Luciano Lombardi in un dipinto di Giancarlo Vitali

E attorno il brulicare della gente di paese: il Tin, per esempio, che è il primo ad accorgersi di quel bendidio venuto giù dal cielo e non ci aveva pensato due volte. E poi, zitto: «Pazienza ci voleva, pensava il Tin. C'era gente che per la soddisfazione di parlare era capace di rovinarsi. Lui era furbo, non parlava con nessuno e non aveva amici. Pensava all'inverno, lui, quell'inverno che s'annunciava più duro degli altri e invece aveva trovato la fortuna a portata di mano».
Il Tin, dunque. E il Barba, il Gina, il Legurin. Tutti alle prese con le loro miserie quotidiane, con il sopravvivere alla guerra, senza sapere che per alcuni l'appuntamento con il destino sarebbe stato solo questione di ore, Perché, subito, la benedizione dei paracadute diventa una maledizione: «Tutti ne avevano approfittato, Quando erano arrivati i fascisti con i camion non erano rimasti che involucri vuoti e, sparsi attorno, qualche parabellum, caricatori, bombe a mano. Di paracadute solo due: uno che s'era sfilacciato cadendo sopra un castagno e un altro che era rimasto appeso a un traliccio d'alta tensione e nessuno si era arrischiato a toccarlo. I fascisti avevano concesso un paio di giorni di tempo perché si consegnassero le armi, poi avrebbero fucilato chiunque le avesse nascoste. E dopo i fascisti sarebbero arrivati i partigiani». Quelli veri, quelli a cui i rifornimenti inglesi erano destinati. Sono comandati da "Moro", fidanzato con una ragazza del paese che lavora nella locanda gestita dal vecchio zio dove trova riparo Joe e dove... la paglia prende fuoco. Scendendo dai monti, al "Moro" verrà buona la scusa di un Joe che, non avendo altri vestiti buoni, aveva recuperato dalla cassapanca «il maglione nero col collo chiuso e i pantaloni grigioverdi della Guardia repubblicana».
Ciò che sembra emergere, nel variegato mondo raccontato da Lombardi in quell'ultimo inverno di guerra, è la solitudine dei personaggi, quelli principali e quelli secondari, ciascuno alle prese con la propria storia personale dove non c'è poi molto spazio per gli ideali. Ai quali guarda forse soltanto il "professore". Il problema di tutti gli altri è quella di sfangarla in qualche modo. Sfangarla dalla Storia che si dispiega inaspettata anche in questa terra e che un giorno arriva impetuosa, rappresentata dal grande rastrellamento che i fascisti e i tedeschi mettono in atto proprio all'indomani del lancio sbagliato: militi e i soldati che salgono le balze della montagna, invadono i paesi, minacciano gli abitanti, sparano, uccidono. «Il primo chi li vide fu Bortolo. Portava di buon mattino una bestia al macello e a una svolta gli apparve la colonna che si snodava per la camionabile. Alla vista di tutti quegli uomini con gli elmetti, che avanzavano in fila indiana, ebbe paura e lasciò la bestia. Una raffica lo colse alle spalle e cadde con la bocca aperta nell'erba».

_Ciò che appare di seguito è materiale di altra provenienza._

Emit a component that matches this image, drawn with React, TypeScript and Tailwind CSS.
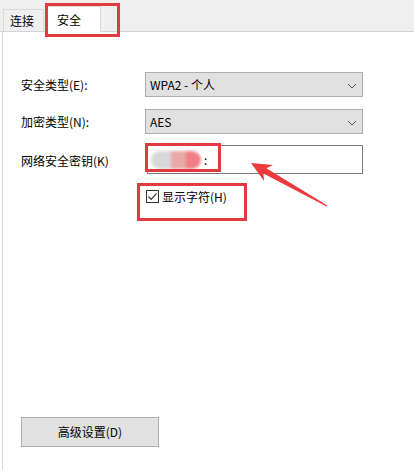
import React from "react";

const Chevron = () => (
  <svg width="10" height="6" viewBox="0 0 10 6" className="absolute right-[5px] top-[10px]">
    <path d="M1 1 L5 5 L9 1" fill="none" stroke="#555" strokeWidth="1" />
  </svg>
);

export default function App() {
  return (
    <div
      className="relative w-[414px] h-[470px] bg-white overflow-hidden text-[12px] text-black"
      style={{ fontFamily: '"Noto Sans CJK SC", "Liberation Sans", sans-serif' }}
    >
      {/* Tab bar */}
      <div className="h-[32px] bg-[#efefef] border-b border-[#d4d4d4] flex items-end pl-[3px]">
        <div className="w-[41px] h-[22px] bg-[#f0f0f0] border border-b-0 border-[#d9d9d9] flex items-center pl-[6px] leading-none">
          连接
        </div>
        <div className="ml-[3px] -mb-px w-[54px] h-[26px] bg-white border border-b-0 border-[#d9d9d9] flex items-center pl-[9px] leading-none">
          安全
        </div>
      </div>

      {/* Panel */}
      <div className="ml-[2px] h-[438px] border-l border-[#dcdcdc] pl-[18px] pr-[51px] flex flex-col">
        <div className="mt-[40px] flex items-center h-[25px]">
          <div className="w-[124px]">安全类型(E):</div>
          <div className="relative flex-1 h-[25px] bg-[#e1e1e1] border border-[#adadad] flex items-center pl-[4px]">
            WPA2 - 个人
            <Chevron />
          </div>
        </div>
        <div className="mt-[12px] flex items-center h-[25px]">
          <div className="w-[124px]">加密类型(N):</div>
          <div className="relative flex-1 h-[25px] bg-[#e1e1e1] border border-[#adadad] flex items-center pl-[4px]">
            AES
            <Chevron />
          </div>
        </div>
        <div className="mt-[11px] flex items-center h-[29px]">
          <div className="w-[126px] pt-[3px]">网络安全密钥(K)</div>
          <div className="relative flex-1 h-[29px] bg-white border border-[#7a7a7a] flex items-center pl-[3px]">
            <div className="flex h-[18px] w-[50px] rounded-full overflow-hidden blur-[1.5px]">
              <div className="w-[20px] bg-[#d8d8d8]" />
              <div className="w-[15px] bg-[#e8a8aa]" />
              <div className="w-[15px] bg-[#f07f82]" />
            </div>
            <span className="ml-[3px] leading-none">:</span>
          </div>
        </div>
        <div className="mt-[16px] ml-[125px] flex items-center h-[13px]">
          <div className="w-[13px] h-[13px] border border-[#333] flex items-center justify-center">
            <svg width="11" height="11" viewBox="0 0 11 11">
              <path d="M1.5 5.5 L4.2 8.3 L9.5 2.3" fill="none" stroke="#333" strokeWidth="1.2" />
            </svg>
          </div>
          <span className="ml-[3px]">显示字符(H)</span>
        </div>
        <div className="mt-auto mb-[23px] w-[138px] h-[30px] bg-[#e1e1e1] border border-[#adadad] flex items-center justify-center">
          高级设置(D)
        </div>
      </div>

      {/* Annotations */}
      <div className="absolute left-[45px] top-[3px] w-[75px] h-[34px] border-[3px] border-[#e23b3f]" />
      <div className="absolute left-[145px] top-[143px] w-[76px] h-[29px] border-[3px] border-[#e23b3f]" />
      <div className="absolute left-[137px] top-[183px] w-[110px] h-[38px] border-[3px] border-[#e23b3f]" />
      <svg className="absolute left-0 top-0" width="414" height="470">
        <polygon
          points="251,163 264,181 263.4,173.5 326.6,206.5 327.4,205.5 266.4,168.3 273,165"
          fill="#ec3a3c"
        />
      </svg>
    </div>
  );
}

Una cartolina degli anni Venti del Novecento

C'è il terrore. Di chi in qualche modo era coinvolto con i "ribelli" o di chi più prosaicamente aveva ben "pescato" nel tesoro piovuto dal cielo, seppellendo il bottino in una stalla, sperando di non essere scoperti: «Il Tin cominciò a capire cos'era la paura. Qualcosa che era dentro di lui, mangiava con lui, dormiva con lui. Un chiodo che non riusciva a levarsi dal capo». O del vecchio locandiere, che pure una mano a Joe la dà. Però «io me ne frego della guerra, faccio i miei affari come tutti, io, partigiani e fascisti. Per me la trincea è finita».
La zona grigia di cui si è tanto parlato, a proposito di certa acquiescenza al fascismo? In realtà, è una sorta di istinto ancora più profondo, una sorta di straniamento di fronte alla Storia: «La montagna era immobile e non c'era guerra o uomo che potesse cambiarla. (...) Gli sforzi di uomini come il professore li lasciavano indifferenti. Loro erano la montagna, le donne che non sorridevano mai e pregavano vestite di nero nella chiesa grande, il sagrista che ogni giorno compiva gli stessi gesti. (...) Ognuno era quello che era e nemmeno la guerra l'avrebbe cambiato».